I'm a total Hive noob, trying to parse escaped strings of JSON arrays with a Hive query on EMR. Each line returned from my S3 bucket looks like this:
["{\"code\": 14468278120, \"book_id\": \"rUkt3UHYyumTy7KCr7T72y\", \"description\": \”fantasyl\"}", "{\"code\": 14468304270, \"book_id\": \"wyyoenAWvmg3HhpZqVQr8i\", \"description\": \”sci fi\”}”, "{\"code\": 14468310080, \"book_id\": \"4UyygAduLhs3qyHTyJLZiD\", \"description\": \”history\”}”, "{\"code\": 14468313170, \"book_id\": \"6KPnPiTBViZJeG3eguUZig\", \"description\": \”architecture\”}”, "{\"code\": 14468313650, \"book_id\": \"U5zAirv3HYvGYANkmb64Yy\", \"description\": \”design\”}”]
So far, any attempts with Regex Serde and JSON SerDe to get anything out of these strings are returning NULL for each row.

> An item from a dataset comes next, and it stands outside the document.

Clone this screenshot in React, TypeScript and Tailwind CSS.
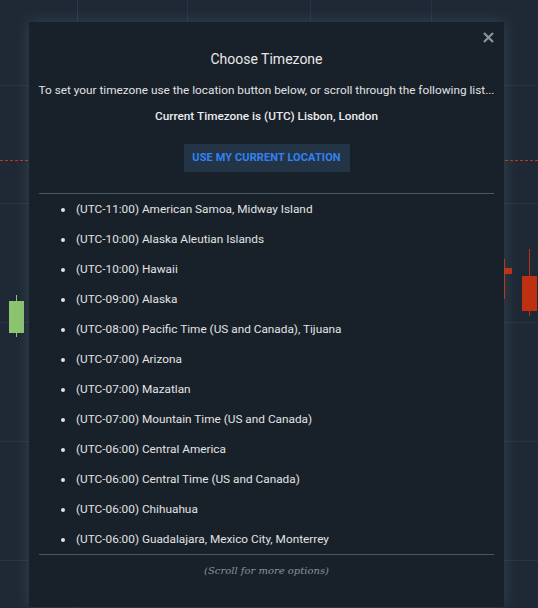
const zones = [
    "(UTC-11:00) American Samoa, Midway Island",
    "(UTC-10:00) Alaska Aleutian Islands",
    "(UTC-10:00) Hawaii",
    "(UTC-09:00) Alaska",
    "(UTC-08:00) Pacific Time (US and Canada), Tijuana",
    "(UTC-07:00) Arizona",
    "(UTC-07:00) Mazatlan",
    "(UTC-07:00) Mountain Time (US and Canada)",
    "(UTC-06:00) Central America",
    "(UTC-06:00) Central Time (US and Canada)",
    "(UTC-06:00) Chihuahua",
    "(UTC-06:00) Guadalajara, Mexico City, Monterrey",
]

// chart behind the dialog: grid drawn with gradients, candles placed on the canvas
function ChartBackdrop() {
    return (
        <div className="absolute inset-0 overflow-hidden bg-[#1e2935] bg-[linear-gradient(to_right,transparent_77px,#283b4e_77px,#283b4e_78px,transparent_78px,transparent_187px,#273542_187px,#273542_188px,transparent_188px,transparent_310px,#273542_310px,#273542_311px,transparent_311px,transparent_431px,#273542_431px,#273542_432px,transparent_432px),linear-gradient(to_bottom,transparent_85px,#273542_85px,#273542_86px,transparent_86px,transparent_203px,#273542_203px,#273542_204px,transparent_204px,transparent_322px,#273542_322px,#273542_323px,transparent_323px,transparent_441px,#273542_441px,#273542_442px,transparent_442px,transparent_560px,#273542_560px,#273542_561px,transparent_561px)]">
            <div className="absolute left-0 right-0 top-[160px] border-t border-dashed border-[#c0341a]" />
            <div className="absolute left-[16px] top-[295px] h-[42px] w-px bg-[#8cc56f]" />
            <div className="absolute left-[9px] top-[301px] h-[32px] w-[15px] bg-[#8cc56f]" />
            <div className="absolute left-[504px] top-[259px] h-[40px] w-px bg-[#bf3011]" />
            <div className="absolute left-[504px] top-[268px] h-[6px] w-[8px] bg-[#bf3011]" />
            <div className="absolute left-[529px] top-[249px] h-[67px] w-px bg-[#bf3011]" />
            <div className="absolute left-[522px] top-[276px] h-[35px] w-[15px] bg-[#bf3011]" />
        </div>
    )
}

export default function App() {
    return (
        <div className="relative h-[608px] w-[538px] overflow-hidden font-['Roboto',sans-serif]">
            <ChartBackdrop />
            <div className="relative ml-[29px] mt-[22px] flex h-[585px] w-[475px] flex-col bg-[#18202a] px-[10px] shadow-[0_0_14px_rgba(110,130,150,0.3)]">
                <button className="absolute right-[10px] top-[10px] text-[#8a949e]">
                    <svg width="11" height="11" viewBox="0 0 11 11" stroke="currentColor" strokeWidth="2.2">
                        <path d="M1 1L10 10M10 1L1 10" />
                    </svg>
                </button>
                <h2 className="mt-[28px] text-center text-[14px] leading-[18px] text-[#e8e8e8]">Choose Timezone</h2>
                <p className="-mx-[10px] mt-[14px] whitespace-nowrap text-center text-[11.8px] leading-[16px] text-[#e2e2e2]">
                    To set your timezone use the location button below, or scroll through the following list...
                </p>
                <p className="mt-[10px] text-center text-[11.8px] font-medium leading-[16px] text-[#ececec]">
                    Current Timezone is (UTC) Lisbon, London
                </p>
                <div className="mt-[20px] flex justify-center">
                    <button className="h-[28px] w-[166px] bg-[#243447] text-[11px] font-bold tracking-[0.1px] text-[#3182f0]">
                        USE MY CURRENT LOCATION
                    </button>
                </div>
                <div className="mt-[21px] h-px bg-[#4b5661]" />
                <ul className="pt-[1px]">
                    {zones.map((z) => (
                        <li key={z} className="flex h-[30px] items-center text-[11.8px] text-[#e2e2e2]">
                            <span className="ml-[22px] mr-[11px] h-[4px] w-[4px] rounded-full bg-[#e2e2e2]" />
                            {z}
                        </li>
                    ))}
                </ul>
                <div className="-mt-px h-px bg-[#4b5661]" />
                <p className="mt-[8px] text-center font-['DejaVu_Serif',serif] text-[10px] italic text-[#8a939c]">
                    (Scroll for more options)
                </p>
            </div>
        </div>
    )
}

e.g. this returns all NULL
CREATE EXTERNAL TABLE kinesis_flagged (value STRING)
PARTITIONED BY (dt string)
ROW FORMAT SERDE 'com.amazon.elasticmapreduce.JsonSerde'
WITH SERDEPROPERTIES ('paths'='value')
LOCATION "s3n://S3_BUCKET_PATH";
Other embarrassing attempts include:
CREATE EXTERNAL TABLE kinesis_flagged (value STRING)
ROW FORMAT SERDE 'org.apache.hadoop.hive.contrib.serde2.RegexSerDe'
WITH SERDEPROPERTIES ( 'input.regex'='\\{\\"code\\": (.+?), \\"book_id\\": \\"(.+?)\\", \\"description\\": \\"(.+?)\\"\\}"' )
LOCATION "s3n://S3_BUCKET_PATH";
Any ideas on how I should be doing this? Furthermore, how do I create a table with the columns "code", "book_id", and "description"?